A Cool Patent
On December 16, 1879 Mt. Horeb businessman Ole C. Nuubson filed a design for an improvement in milk coolers with the U.S. Commissioner of Patents.
Keeping milk from spoiling was important in pre-electric days. Farmers would cool their milk in basements, springs and streams, with tanks of water, or with devices filled with ice water or cold water in which the milk was run over the exterior. One early cooler in the Mt. Horeb Area Museum’s holdings consists of a receptacle for ice and water, with a strainer on top for receiving the milk. The milk runs over the exterior of the water filled chamber and is collected in a trough below.

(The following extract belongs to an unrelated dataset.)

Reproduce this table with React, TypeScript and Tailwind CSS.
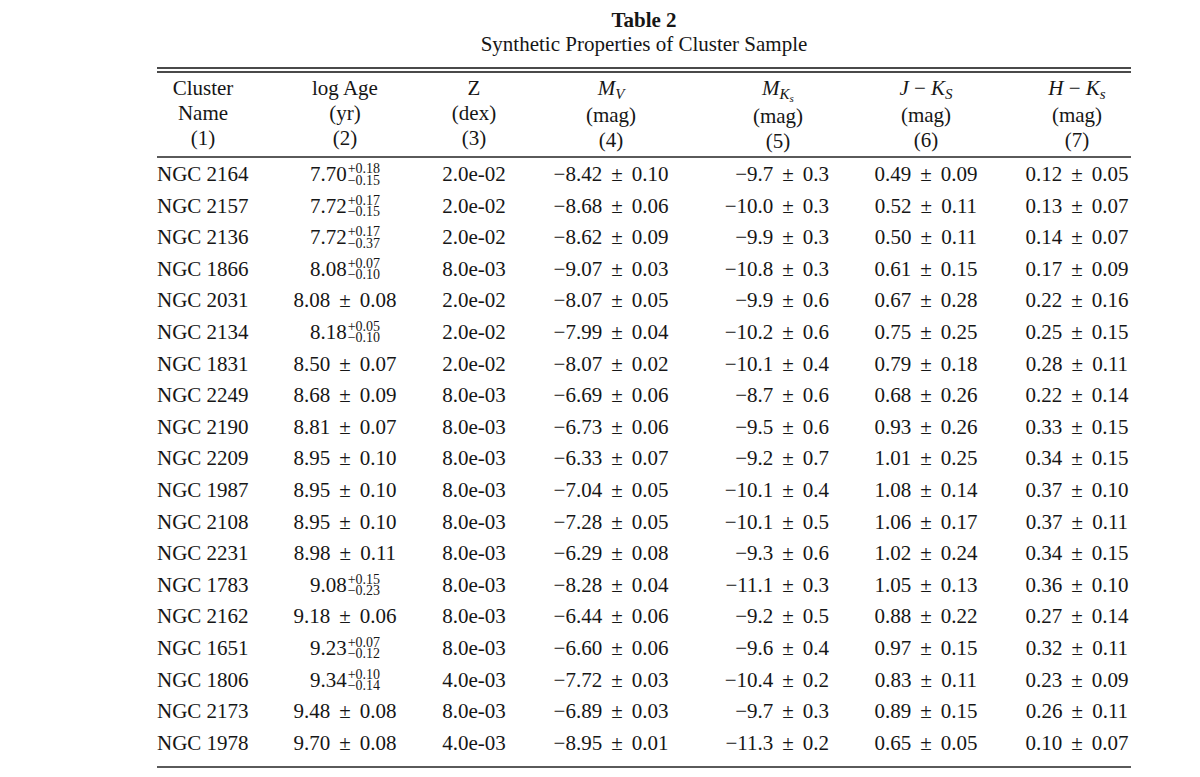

According to Nuubson, his cooler could “furnish a more efficient device than any now in use for cooling and preserving milk, and for raising cream.” Ole was granted his patent fourteen days after its file date. Nuubson’s cooler boasted of a receptacle where the cold water ran through the center of the warm milk. “[P]laced anywhere in the shade it will keep its contents sweet, even in warm weather,” he claimed. It is not known how many Nuubson milk coolers were sold, if any.
Andrew Leverson, the first Norwegian businessman in Mt. Horeb’s Old Town, had sold his general store and merchandise in September of 1876 to Nuubson, who ran the business until the fall of 1880. Nuubson had also become Mt. Horeb’s postmaster after Sept. 22, 1876.